The rising cost of living isn’t an act of God or nature.

Politicians are making it worse every day. You can find politicians who are making life more affordable for taxpayers. But those politicians don’t live in Ottawa.

Ottawa is raising gas taxes, payroll taxes and even alcohol taxes. Meanwhile, 51 other national governments are providing relief, according to a Canadian Taxpayers Federation report. That includes more than half of the G7 and G20 countries. Two-thirds of the countries in the Organization for Economic Co-operation and Development are also cutting taxes.

Prime Minister Justin Trudeau could choose to save a family about $20 every time it fuels up its minivan by cutting federal gas taxes.

But Trudeau is deliberately choosing higher pump prices. His carbon tax adds about 11 cents per litre to the price of gas. He’s planning to raise it to nearly 40 cents by 2030. Even after the rebates, the federal carbon tax costs the average household at least $299 this year, according to the Parliamentary Budget Officer.

The feds are also bringing in a second carbon tax through fuel regulations that will take effect next July. The government’s own analysis shows the tax will be especially painful for “lower and middle-income households.” It will also harm Canadians living in “energy poverty,” “single mothers” and “seniors living on fixed incomes.”

The CTF found 25 countries that are choosing to provide relief at the pumps. Australia cut its gas tax in half. The United Kingdom announced billions of dollars of fuel tax relief. The Netherlands cut its gas tax by 17 cents per litre. South Korea cut its taxes at the pumps by 30 per cent. India cut gas taxes to “keep inflation low, thus helping the poor and middle classes.”

Provinces are also cutting taxes. Statistics Canada noted that in July “gasoline prices fell the most in Ontario (-12.2 per cent), where the provincial government temporarily lowered the gasoline tax.”

“While the inflation rate nationally rose in April, the rate declined in Alberta,” said University of Calgary economist Trevor Tombe in May. “Falling gasoline prices because of the tax holiday is the reason.”

Trudeau is also choosing to take more money from Canadians’ pay.

If you make $65,000 this year, the federal government is taking nearly $4,500 directly from your pay through Canada Pension Plan and employment insurance taxes. Your employer must also cough up an extra $4,800.

This year, the annual payroll tax bill, including employer and employee payments, for each middle-class worker increased by $818. Over the decade, it increased by $2,435.

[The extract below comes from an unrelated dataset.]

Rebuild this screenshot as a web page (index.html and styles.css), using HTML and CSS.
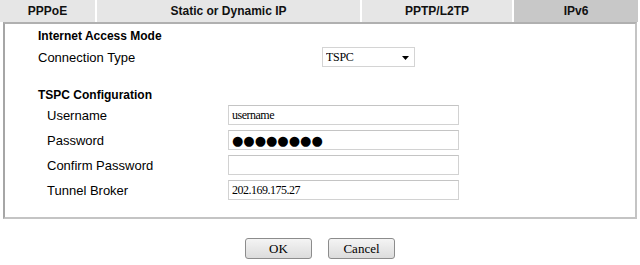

Our peers are choosing to reduce income taxes.

“We believe high taxes reduce incentives to work,” said the U.K.'s finance minister while announcing payroll tax relief.

“By putting more money in their pockets, families will keep more of what they earn, allowing them to spend more on what they need,” said the Australian government, which is providing “permanent tax cuts of up to $2,565 for individuals in 2022-23.”

Eighteen countries including Belgium, Germany and Norway chose to save their citizens money by reducing consumption taxes. The U.K. is even providing liquor tax relief.

But on this side of the pond, Trudeau is choosing to increase the taxes Canadians pay every time they buy their favourite bottle of wine or case of beer. Taxes in Canada now make up about half of the price of beer, 65 per cent of the price of wine and more than three quarters of the price of spirits.

The CTF identified 11 national governments that cut business taxes. Our federal government isn’t one of them, despite Canada ranking in the bottom half of OECD countries on business tax competitiveness.

Other countries are choosing to make life more affordable for their citizens. Politicians in Ottawa could too. They just need to make the right choice to spend less and cut taxes so Canadians can keep more of our money.

Franco Terrazzano is the federal director of the Canadian Taxpayers Federation.